Yukata are worn by both men and women, although men’s yukata differ slightly from women’s with a shorter sleeve extending from the armpit.

They were originally made using indigo-dyed cotton, but today come in a wide variety of colors and patterns.

Young people tend to wear yukata with bold colors and designs, while older Japanese wear darker colors and more muted patterns.

The left side of the yukata is wrapped over the right (right-over-left is reserved for the dead), with an obi sash tied in a bow at the back.

They are often worn accompanied by wooden geta sandals or traditional socks known as tabi.


Where to Wear Yukata

Hanabi festivals

Because yukata are unlined and made of breathable cotton fabric, they are popular during summer festival events such as the Hanabi fireworks displays.
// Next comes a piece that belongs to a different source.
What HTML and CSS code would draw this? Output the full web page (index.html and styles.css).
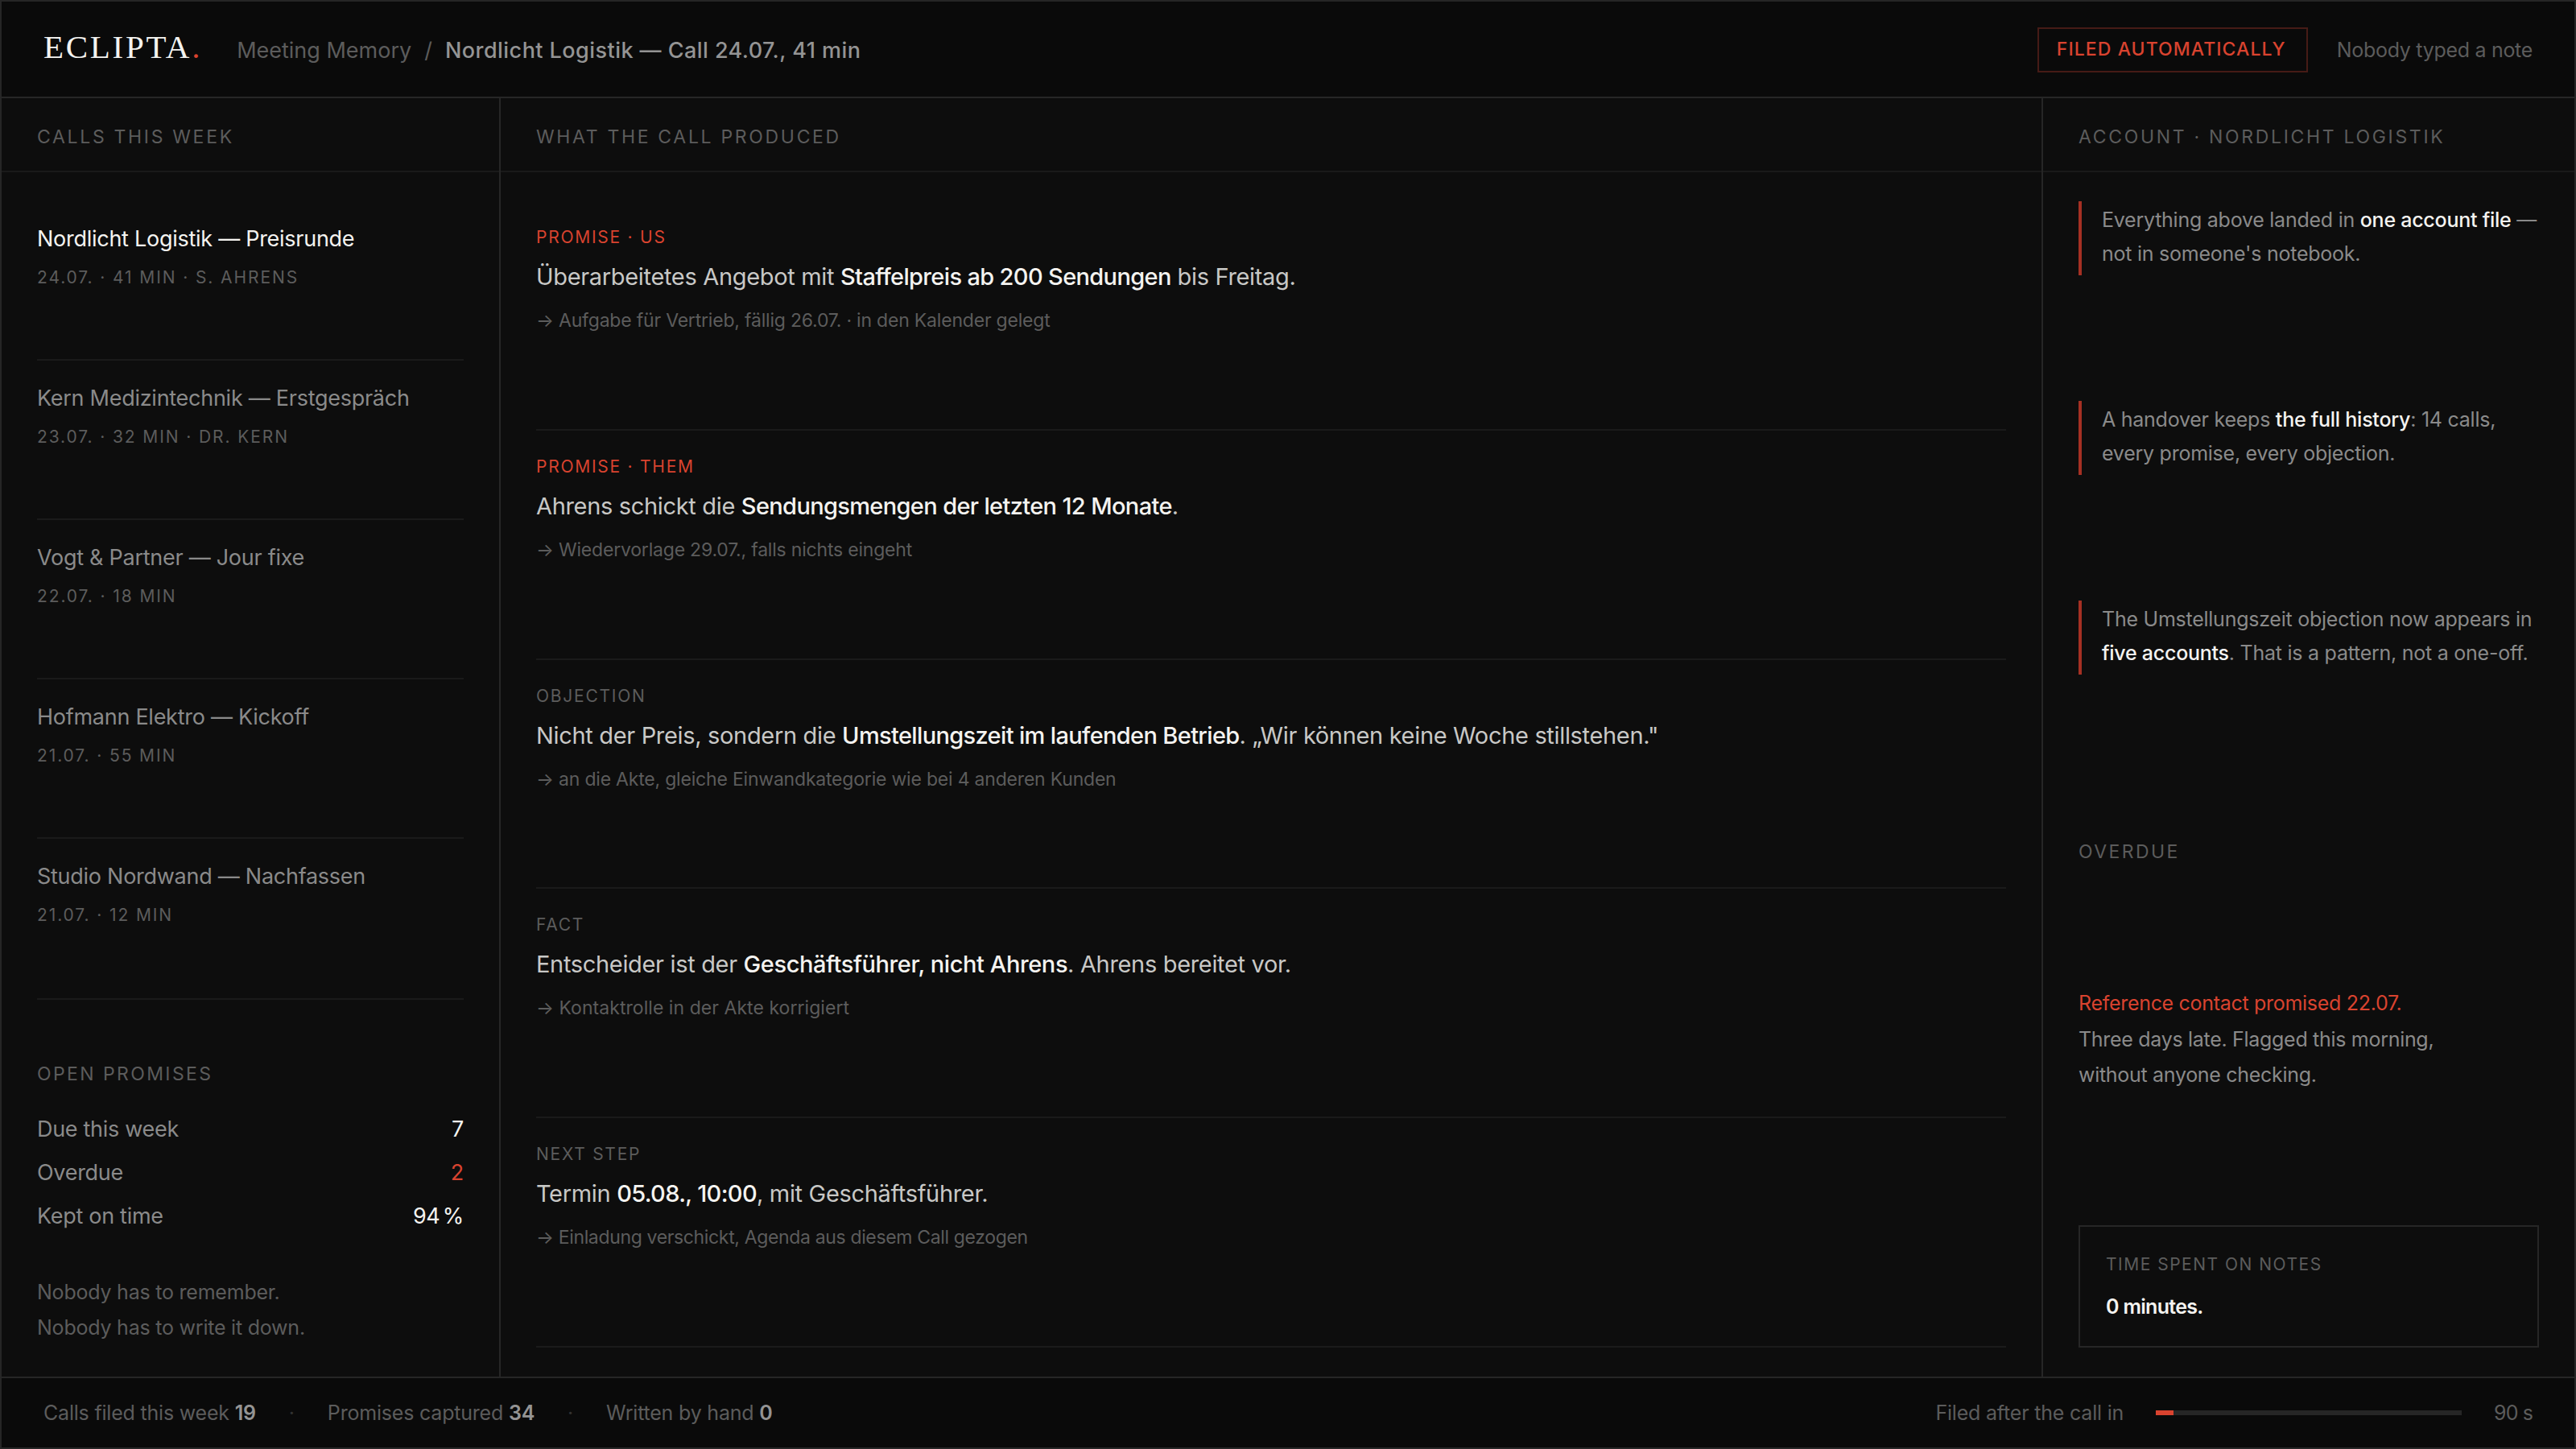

These festivals have long been held to ward off evil spirits, accompanied by street food stalls and entertainment.

Bon Odori festivals

Yukata is the traditional dress for Japanese Buddhist Bon Odori festivals which are held across the country during the summer months to honor ancestral spirits. The festival features a traditional folk dance known as Bon Odori which is performed in yukata to welcome the spirits of the dead as they revisit household altars.


Yukata is also the traditional dress for guests staying at a ryokan and it is to be worn after bathing in hot spring onsen. It is a simple way to quickly cover the body when stepping out of communal baths and helps to absorb moisture from the body.

Ryokan yukata tend to be looser than regular yukata as they are designed to be worn at leisure, with most ryokan providing them for guests.

Strolling through Japan’s historic onsen towns while wearing a yukata and geta has become a quintessential experience for visitors to the country.

Where to Find Yukata

Yukata are available for hire at most kimono rental shops if you want to explore Japan’s cities in an authentic, traditional manner. Or they can be purchased to take home at most department stores and some souvenir shops.